Social media e disturbi alimentari: un legame pericoloso. Un’indagine rivela l’effetto dei contenuti dannosi sui giovani. Cosa sono i “Before and After” e quanto pesano anche i pregiudizi nel mondo reale e le difficoltà di accesso alle cure
L’uso massiccio dei social media in Italia, con 42 milioni di utenti e quasi 2 ore al giorno trascorse online, ha un impatto significativo sulla percezione del corpo. Un’indagine di Lilac-Centro DCA su giovani adulti (età media 30 anni) rivela che l’81% ritiene che i social media influenzino il rapporto con cibo e corpo, evidenziando un potenziale rischio per la salute mentale. Tuttavia insidie e pregiudizi trovano largo spazio anche nella vita reale.

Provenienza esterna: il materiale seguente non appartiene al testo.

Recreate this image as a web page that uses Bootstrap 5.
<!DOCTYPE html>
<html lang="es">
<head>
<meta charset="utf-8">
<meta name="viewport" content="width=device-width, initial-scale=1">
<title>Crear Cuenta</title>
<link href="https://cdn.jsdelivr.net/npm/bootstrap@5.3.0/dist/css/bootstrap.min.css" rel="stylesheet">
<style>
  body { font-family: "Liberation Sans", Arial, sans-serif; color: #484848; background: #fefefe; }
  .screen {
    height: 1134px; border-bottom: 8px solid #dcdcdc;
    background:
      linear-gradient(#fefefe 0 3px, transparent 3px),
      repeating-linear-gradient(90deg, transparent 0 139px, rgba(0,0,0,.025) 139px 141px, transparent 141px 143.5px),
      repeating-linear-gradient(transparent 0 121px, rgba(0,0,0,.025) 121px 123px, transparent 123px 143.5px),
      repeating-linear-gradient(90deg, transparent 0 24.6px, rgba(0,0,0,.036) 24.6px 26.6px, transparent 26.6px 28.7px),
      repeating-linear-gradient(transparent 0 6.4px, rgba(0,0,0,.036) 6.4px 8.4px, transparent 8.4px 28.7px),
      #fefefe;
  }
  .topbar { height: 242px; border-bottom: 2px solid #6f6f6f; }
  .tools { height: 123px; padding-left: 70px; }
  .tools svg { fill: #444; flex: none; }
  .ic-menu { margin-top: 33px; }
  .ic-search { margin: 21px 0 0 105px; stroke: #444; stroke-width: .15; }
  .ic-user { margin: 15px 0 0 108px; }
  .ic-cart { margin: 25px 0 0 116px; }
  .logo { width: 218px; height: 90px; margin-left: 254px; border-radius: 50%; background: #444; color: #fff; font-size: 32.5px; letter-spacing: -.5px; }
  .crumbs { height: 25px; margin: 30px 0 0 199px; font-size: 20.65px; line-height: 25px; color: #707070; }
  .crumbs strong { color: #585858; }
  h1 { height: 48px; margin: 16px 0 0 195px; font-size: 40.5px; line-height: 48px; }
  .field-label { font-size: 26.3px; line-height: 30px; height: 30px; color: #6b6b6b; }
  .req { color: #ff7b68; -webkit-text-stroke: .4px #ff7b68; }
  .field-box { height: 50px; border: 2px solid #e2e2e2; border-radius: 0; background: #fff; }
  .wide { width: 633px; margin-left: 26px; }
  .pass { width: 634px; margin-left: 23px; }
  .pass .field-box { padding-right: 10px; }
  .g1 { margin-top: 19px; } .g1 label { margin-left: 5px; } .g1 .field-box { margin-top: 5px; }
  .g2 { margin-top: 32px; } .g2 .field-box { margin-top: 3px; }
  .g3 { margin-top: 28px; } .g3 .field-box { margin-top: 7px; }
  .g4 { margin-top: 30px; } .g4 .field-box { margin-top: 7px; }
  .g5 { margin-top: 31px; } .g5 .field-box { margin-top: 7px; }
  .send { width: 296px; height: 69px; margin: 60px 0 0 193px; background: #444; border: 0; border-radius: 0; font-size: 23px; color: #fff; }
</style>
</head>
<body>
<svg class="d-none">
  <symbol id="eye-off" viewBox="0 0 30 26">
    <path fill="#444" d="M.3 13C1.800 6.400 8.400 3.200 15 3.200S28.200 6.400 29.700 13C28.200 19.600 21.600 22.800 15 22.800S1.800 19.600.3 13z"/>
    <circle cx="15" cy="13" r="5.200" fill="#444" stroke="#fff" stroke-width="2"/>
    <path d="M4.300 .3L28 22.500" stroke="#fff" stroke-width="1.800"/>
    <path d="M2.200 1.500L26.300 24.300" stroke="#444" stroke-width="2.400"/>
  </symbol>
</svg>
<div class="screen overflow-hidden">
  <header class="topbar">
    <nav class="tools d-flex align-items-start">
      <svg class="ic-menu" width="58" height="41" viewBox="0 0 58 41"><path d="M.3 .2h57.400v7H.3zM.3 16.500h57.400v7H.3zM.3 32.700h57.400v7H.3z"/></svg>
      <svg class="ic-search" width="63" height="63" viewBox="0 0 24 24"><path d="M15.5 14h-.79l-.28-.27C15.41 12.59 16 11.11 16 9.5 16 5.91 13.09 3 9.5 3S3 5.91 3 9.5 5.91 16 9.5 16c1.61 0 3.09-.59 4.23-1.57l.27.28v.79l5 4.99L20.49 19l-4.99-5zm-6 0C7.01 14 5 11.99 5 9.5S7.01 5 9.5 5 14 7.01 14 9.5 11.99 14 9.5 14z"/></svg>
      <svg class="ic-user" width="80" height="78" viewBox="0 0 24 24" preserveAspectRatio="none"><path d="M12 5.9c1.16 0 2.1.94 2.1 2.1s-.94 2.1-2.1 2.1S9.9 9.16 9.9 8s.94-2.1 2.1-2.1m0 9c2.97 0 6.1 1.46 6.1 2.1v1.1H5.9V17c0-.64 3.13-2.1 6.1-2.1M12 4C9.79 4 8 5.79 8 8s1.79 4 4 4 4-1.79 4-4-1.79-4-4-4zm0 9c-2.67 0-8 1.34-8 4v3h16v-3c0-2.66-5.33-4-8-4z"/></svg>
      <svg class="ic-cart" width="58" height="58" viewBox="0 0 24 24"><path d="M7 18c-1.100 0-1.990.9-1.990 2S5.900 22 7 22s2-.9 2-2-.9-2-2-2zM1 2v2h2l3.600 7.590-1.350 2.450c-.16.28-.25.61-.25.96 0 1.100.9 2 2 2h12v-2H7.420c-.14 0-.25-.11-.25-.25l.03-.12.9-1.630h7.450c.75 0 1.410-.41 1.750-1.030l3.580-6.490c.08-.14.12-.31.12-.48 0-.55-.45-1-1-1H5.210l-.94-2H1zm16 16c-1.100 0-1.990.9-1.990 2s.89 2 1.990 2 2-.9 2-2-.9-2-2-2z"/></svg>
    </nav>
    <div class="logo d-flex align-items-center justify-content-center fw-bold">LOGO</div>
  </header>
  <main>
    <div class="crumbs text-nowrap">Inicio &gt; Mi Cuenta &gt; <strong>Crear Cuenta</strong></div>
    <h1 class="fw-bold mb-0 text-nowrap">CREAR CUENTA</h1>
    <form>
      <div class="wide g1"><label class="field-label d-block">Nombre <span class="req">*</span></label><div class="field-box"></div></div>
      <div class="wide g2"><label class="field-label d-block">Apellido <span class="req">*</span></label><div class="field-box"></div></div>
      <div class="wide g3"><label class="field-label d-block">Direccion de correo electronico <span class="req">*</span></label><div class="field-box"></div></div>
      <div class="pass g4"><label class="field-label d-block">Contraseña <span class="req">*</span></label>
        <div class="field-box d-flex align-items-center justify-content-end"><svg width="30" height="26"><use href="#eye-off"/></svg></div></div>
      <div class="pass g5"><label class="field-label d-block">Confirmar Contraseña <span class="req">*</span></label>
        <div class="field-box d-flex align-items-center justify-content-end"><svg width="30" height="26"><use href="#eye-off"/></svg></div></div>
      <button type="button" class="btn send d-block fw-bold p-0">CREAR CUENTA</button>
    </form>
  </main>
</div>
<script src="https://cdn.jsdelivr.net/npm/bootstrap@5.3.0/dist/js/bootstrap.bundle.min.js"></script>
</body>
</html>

Social e disturbi alimentari: i contenuti più dannosi
L’indagine ha messo in evidenza i contenuti social più dannosi in assoluto. Su tutti le foto delle trasformazioni fisiche “Before&After” (34%), i post che normalizzano restrizioni alimentari estreme (24%) e i video “What I eat in a day” (17%). Questi ultimi particolarmente insidiosi perché descrivono le pietanze consumate giornalmente entrando nel merito dell’apporto calorico o nutrizionale.

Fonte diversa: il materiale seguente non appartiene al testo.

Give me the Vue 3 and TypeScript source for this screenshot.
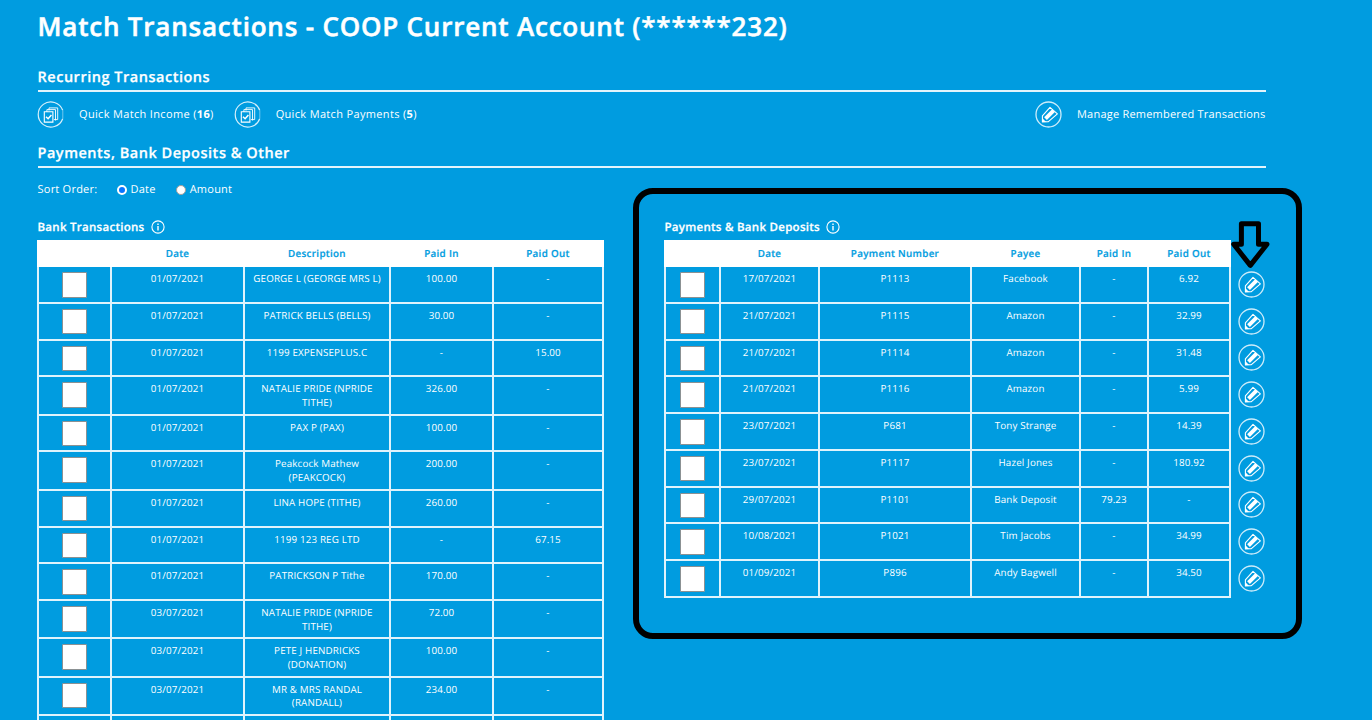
<script setup lang="ts">
interface BankRow {
  date: string
  description: string[]
  paidIn: string
  paidOut: string
}

interface PaymentRow {
  date: string
  number: string
  payee: string
  paidIn: string
  paidOut: string
}

const bankRows: BankRow[] = [
  { date: '01/07/2021', description: ['GEORGE L (GEORGE MRS L)'], paidIn: '100.00', paidOut: '-' },
  { date: '01/07/2021', description: ['PATRICK BELLS (BELLS)'], paidIn: '30.00', paidOut: '-' },
  { date: '01/07/2021', description: ['1199 EXPENSEPLUS.C'], paidIn: '-', paidOut: '15.00' },
  { date: '01/07/2021', description: ['NATALIE PRIDE (NPRIDE', 'TITHE)'], paidIn: '326.00', paidOut: '-' },
  { date: '01/07/2021', description: ['PAX P (PAX)'], paidIn: '100.00', paidOut: '-' },
  { date: '01/07/2021', description: ['Peakcock Mathew', '(PEAKCOCK)'], paidIn: '200.00', paidOut: '-' },
  { date: '01/07/2021', description: ['LINA HOPE (TITHE)'], paidIn: '260.00', paidOut: '-' },
  { date: '01/07/2021', description: ['1199 123 REG LTD'], paidIn: '-', paidOut: '67.15' },
  { date: '01/07/2021', description: ['PATRICKSON P Tithe'], paidIn: '170.00', paidOut: '-' },
  { date: '03/07/2021', description: ['NATALIE PRIDE (NPRIDE', 'TITHE)'], paidIn: '72.00', paidOut: '-' },
  { date: '03/07/2021', description: ['PETE J HENDRICKS', '(DONATION)'], paidIn: '100.00', paidOut: '-' },
  { date: '03/07/2021', description: ['MR & MRS RANDAL', '(RANDALL)'], paidIn: '234.00', paidOut: '-' },
  { date: '', description: [''], paidIn: '', paidOut: '' },
]

const paymentRows: PaymentRow[] = [
  { date: '17/07/2021', number: 'P1113', payee: 'Facebook', paidIn: '-', paidOut: '6.92' },
  { date: '21/07/2021', number: 'P1115', payee: 'Amazon', paidIn: '-', paidOut: '32.99' },
  { date: '21/07/2021', number: 'P1114', payee: 'Amazon', paidIn: '-', paidOut: '31.48' },
  { date: '21/07/2021', number: 'P1116', payee: 'Amazon', paidIn: '-', paidOut: '5.99' },
  { date: '23/07/2021', number: 'P681', payee: 'Tony Strange', paidIn: '-', paidOut: '14.39' },
  { date: '23/07/2021', number: 'P1117', payee: 'Hazel Jones', paidIn: '-', paidOut: '180.92' },
  { date: '29/07/2021', number: 'P1101', payee: 'Bank Deposit', paidIn: '79.23', paidOut: '-' },
  { date: '10/08/2021', number: 'P1021', payee: 'Tim Jacobs', paidIn: '-', paidOut: '34.99' },
  { date: '01/09/2021', number: 'P896', payee: 'Andy Bagwell', paidIn: '-', paidOut: '34.50' },
]

const quickMatches = [
  { label: 'Quick Match Income', count: 16 },
  { label: 'Quick Match Payments', count: 5 },
]
</script>

<template>
  <main class="page">
    <svg class="symbols" width="0" height="0" aria-hidden="true">
      <symbol id="pencil" viewBox="-13.5 -13.5 27 27">
        <circle r="12.5" fill="none" stroke="#cdecfa" stroke-width="1.3" />
        <path d="M1.5-7.2 8.9-.6-.4 7.3-6.1 7.4-6.1 1.4Z" fill="none" stroke="#fff" stroke-width="1.1" stroke-linejoin="round" />
        <path d="M5-3.9-3 4.2" stroke="#fff" stroke-width="3.8" />
        <path d="M-6.3 3.6-2.4 7.4-6.3 7.6Z" fill="#fff" />
      </symbol>
      <symbol id="documents" viewBox="-13.5 -13.5 27 27">
        <path d="M12.2-4.2A12.6 12.6 0 1 0 12.2 4.2" fill="none" stroke="#d8f0fb" stroke-width="1.2" />
        <path d="M12.3-4.2V4.2" stroke="#8dd2f2" stroke-width=".8" />
        <path d="M-1.5-4V-6.6H7.2V5.1H3.4M-3.6-2.5V-4.9H5V6" fill="none" stroke="#fff" stroke-width=".9" />
        <path d="M-6.2-2.7H2.4V7.6H-6.2Z" fill="none" stroke="#fff" stroke-width="1.1" />
        <path d="M-4.5 2.2-2.4 4.2.9.4" fill="none" stroke="#fff" stroke-width="1.5" />
      </symbol>
      <symbol id="info" viewBox="-7 -7 14 14">
        <circle r="6.1" fill="none" stroke="#fff" stroke-width="1.1" />
        <path d="M0-3.5V-2.1M0-1.1V3.6" stroke="#fff" stroke-width="1.4" />
      </symbol>
    </svg>

    <h1 class="title">Match Transactions - COOP Current Account (******232)</h1>

    <h2 class="section">Recurring Transactions</h2>
    <div class="actions">
      <a v-for="q in quickMatches" :key="q.label" class="action">
        <svg class="round"><use href="#documents" /></svg>
        <span>{{ q.label }} (<b>{{ q.count }}</b>)</span>
      </a>
      <a class="action manage">
        <svg class="round"><use href="#pencil" /></svg>
        <span>Manage Remembered Transactions</span>
      </a>
    </div>

    <h2 class="section">Payments, Bank Deposits &amp; Other</h2>
    <div class="sort">
      <span class="sort-label">Sort Order:</span>
      <label class="option"><i class="radio on"></i>Date</label>
      <label class="option"><i class="radio"></i>Amount</label>
    </div>

    <div class="columns">
      <section class="panel">
        <h3 class="caption"><span>Bank Transactions</span><svg class="info"><use href="#info" /></svg></h3>
        <div class="table bank">
          <div class="row head">
            <span></span><span>Date</span><span>Description</span><span>Paid In</span><span>Paid Out</span>
          </div>
          <div v-for="(r, i) in bankRows" :key="i" class="row" :class="{ tall: r.description.length > 1 }">
            <span class="cell"><i class="box"></i></span>
            <span class="cell">{{ r.date }}</span>
            <span class="cell"><span v-for="line in r.description" :key="line" class="line">{{ line }}</span></span>
            <span class="cell">{{ r.paidIn }}</span>
            <span class="cell">{{ r.paidOut }}</span>
          </div>
        </div>
      </section>

      <section class="panel">
        <h3 class="caption"><span>Payments &amp; Bank Deposits</span><svg class="info"><use href="#info" /></svg></h3>
        <div class="with-edit">
          <div class="table payments">
            <div class="row head">
              <span></span><span>Date</span><span>Payment Number</span><span>Payee</span><span>Paid In</span><span>Paid Out</span>
            </div>
            <div v-for="r in paymentRows" :key="r.number" class="row">
              <span class="cell"><i class="box"></i></span>
              <span class="cell">{{ r.date }}</span>
              <span class="cell">{{ r.number }}</span>
              <span class="cell">{{ r.payee }}</span>
              <span class="cell">{{ r.paidIn }}</span>
              <span class="cell">{{ r.paidOut }}</span>
            </div>
          </div>
          <div class="edits">
            <a v-for="r in paymentRows" :key="r.number" class="edit"><svg class="round"><use href="#pencil" /></svg></a>
          </div>
        </div>
      </section>
    </div>

    <div class="highlight"></div>
    <svg class="arrow" viewBox="0 0 40 50">
      <path d="M11.4 3.7H28.5V24.2H37L20.3 45.4 3.7 24.2H11.4Z" fill="none" stroke="#000" stroke-width="5" stroke-linejoin="round" />
    </svg>
  </main>
</template>

<style>
html,
body {
  margin: 0;
  background: #009ce0;
}
</style>

<style scoped>
.page {
  position: relative;
  box-sizing: border-box;
  width: 1372px;
  height: 720px;
  overflow: hidden;
  padding: 6px 106.5px 0 37.5px;
  background: #009ce0;
  color: #fff;
  font-family: "Open Sans", "Noto Sans", sans-serif;
  text-rendering: geometricPrecision;
  white-space: nowrap;
}

.symbols {
  position: absolute;
}

h1,
h2,
h3 {
  margin: 0;
  font-weight: 600;
  -webkit-text-stroke: .25px currentColor;
}

.title {
  height: 40px;
  line-height: 40px;
  font-size: 26px;
  letter-spacing: .8px;
  -webkit-text-stroke-width: .5px;
}

.section {
  box-sizing: border-box;
  height: 30px;
  margin-top: 16px;
  line-height: 32px;
  font-size: 14.5px;
  letter-spacing: .52px;
  border-bottom: 2px solid #e3f4fc;
}

.actions {
  display: flex;
  gap: 20px;
  height: 46px;
  margin-left: -.5px;
}

.actions + .section {
  margin-top: 0;
}

.action {
  display: flex;
  align-items: center;
  gap: 15px;
  height: 44px;
  font-size: 11px;
  letter-spacing: .34px;
}

.manage {
  margin-left: auto;
  letter-spacing: .22px;
}

.round {
  display: block;
  width: 27px;
  height: 27px;
}

.sort {
  display: flex;
  align-items: center;
  height: 42px;
  font-size: 11px;
  letter-spacing: .24px;
}

.sort-label {
  width: 79px;
}

.option {
  display: flex;
  align-items: center;
  gap: 4px;
  margin-right: 20px;
}

.radio {
  box-sizing: border-box;
  width: 10px;
  height: 10px;
  margin-top: 1px;
  border: 1px solid #a59f9b;
  border-radius: 50%;
  background: #fff;
}

.radio.on {
  border: 2px solid #fff;
  background: #0875ff;
}

.columns {
  display: flex;
  gap: 60px;
  margin-left: -.5px;
}

.caption {
  display: flex;
  align-items: center;
  gap: 6px;
  box-sizing: border-box;
  height: 30px;
  padding: 4px 0 0 .5px;
  font-size: 11.5px;
  letter-spacing: .28px;
}

.info {
  width: 14px;
  height: 14px;
}

.table {
  box-sizing: border-box;
  width: 567px;
  display: flex;
  flex-direction: column;
  gap: 2px;
  padding: 0 2px 2px;
  background: #dff3fc;
  font-size: 9.8px;
  letter-spacing: .15px;
}

.row {
  display: grid;
  grid-template-columns: var(--columns);
  gap: 2px;
  height: 34.75px;
}

.row.tall {
  height: 36.4px;
}

.bank {
  --columns: 71px 131px 144px 101px 108px;
}

.payments {
  --columns: 53px 97px 150px 107px 66px 80px;
}

.row.head {
  height: 27px;
  margin: 0 -2px -2px;
  padding: 0 2px;
  line-height: 27px;
  background: #fff;
  color: #009ce0;
  font-weight: 600;
  letter-spacing: .32px;
  text-align: center;
  -webkit-text-stroke: .2px currentColor;
}

.cell {
  padding-top: 5px;
  background: #009ce0;
  line-height: 13.5px;
  text-align: center;
}

.line {
  display: block;
}

.box {
  display: block;
  box-sizing: border-box;
  width: 25px;
  height: 25.5px;
  margin: 0 auto;
  border: 1px solid #8b9193;
  border-radius: 1px;
  background: #fff;
}

.with-edit {
  display: flex;
  gap: 7px;
}

.edits {
  padding-top: 26px;
}

.edit {
  display: flex;
  align-items: center;
  height: 36.75px;
}

.highlight {
  position: absolute;
  box-sizing: border-box;
  left: 632.5px;
  top: 188px;
  width: 669px;
  height: 451px;
  border: 6px solid #000;
  border-radius: 20px;
}

.arrow {
  position: absolute;
  left: 1230px;
  top: 220px;
  width: 40px;
  height: 50px;
}
</style>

Un’influenza da non sottovalutare
“È indubbio che i social media abbiano un impatto significativo sul rapporto con il cibo e il corpo, come evidenziano i dati dell’indagine – commenta Giuseppe Magistrale, co-founder di Lilac-Centro Dca –. Tuttavia, è fondamentale ricordare che i disturbi alimentari sono patologie multifattoriali, influenzate da una combinazione complessa di fattori biologici, psicologici e sociali. Ridurre tutto a una sola causa sarebbe fuorviante. Però è altrettanto vero che certi contenuti digitali possono alimentare vulnerabilità preesistenti e ostacolare il percorso di recupero”.
Pregiudizi e incomprensione, un ostacolo alla guarigione
L’indagine evidenzia una scarsa comprensione dei disturbi alimentari, al di là dell’influenza dei social media. Il 63% degli intervistati non si sente compreso da chi gli sta intorno. Davanti ai problemi legati a questi disturbi persistono infatti forti pregiudizi. In particolare, lo dimostrano affermazioni come “è solo una questione di volontà” (ascoltata dal 40% degli intervistati), seguita da “è un capriccio” (12,5%) e “basta mangiare di più” (11%).
Mancano i professionisti per la cura dei disturbi alimentari
Oltre ai pregiudizi, l’indagine rivela difficoltà nel trovare professionisti specializzati in disturbi alimentari (lo testimonia l’80% del campione). Una volta trovata la figura di riferimento, il 67% degli intervistati si è sentito minimizzare il proprio disturbo, con frasi come “il tuo peso è normale, non hai problemi”. Ma anche “mangia di più e vedrai che ti passa”. Questo dato emblematico evidenzia la necessità di una maggiore formazione specifica per i professionisti della salute mentale e alimentare.
Costi e stigma: le barriere all’accesso alle cure
L’indagine evidenzia ulteriori ostacoli all’accesso alle cure. Da un lato la paura di non essere “abbastanza malati” (26%) che allontana il momento della guarigione. Dall’altro i costi elevati delle terapie (19%). I risultati sottolineano l’urgenza di interventi su più fronti. A partire dalla formazione e sensibilizzazione degli operatori sanitari e dalle necessarie campagne di comunicazione per ridurre stigma e pregiudizi. Senza però sottovalutare, nell’era di internet, la pericolosità di certi contenuti online, forieri di comportamenti riconducibili a disordini alimentari.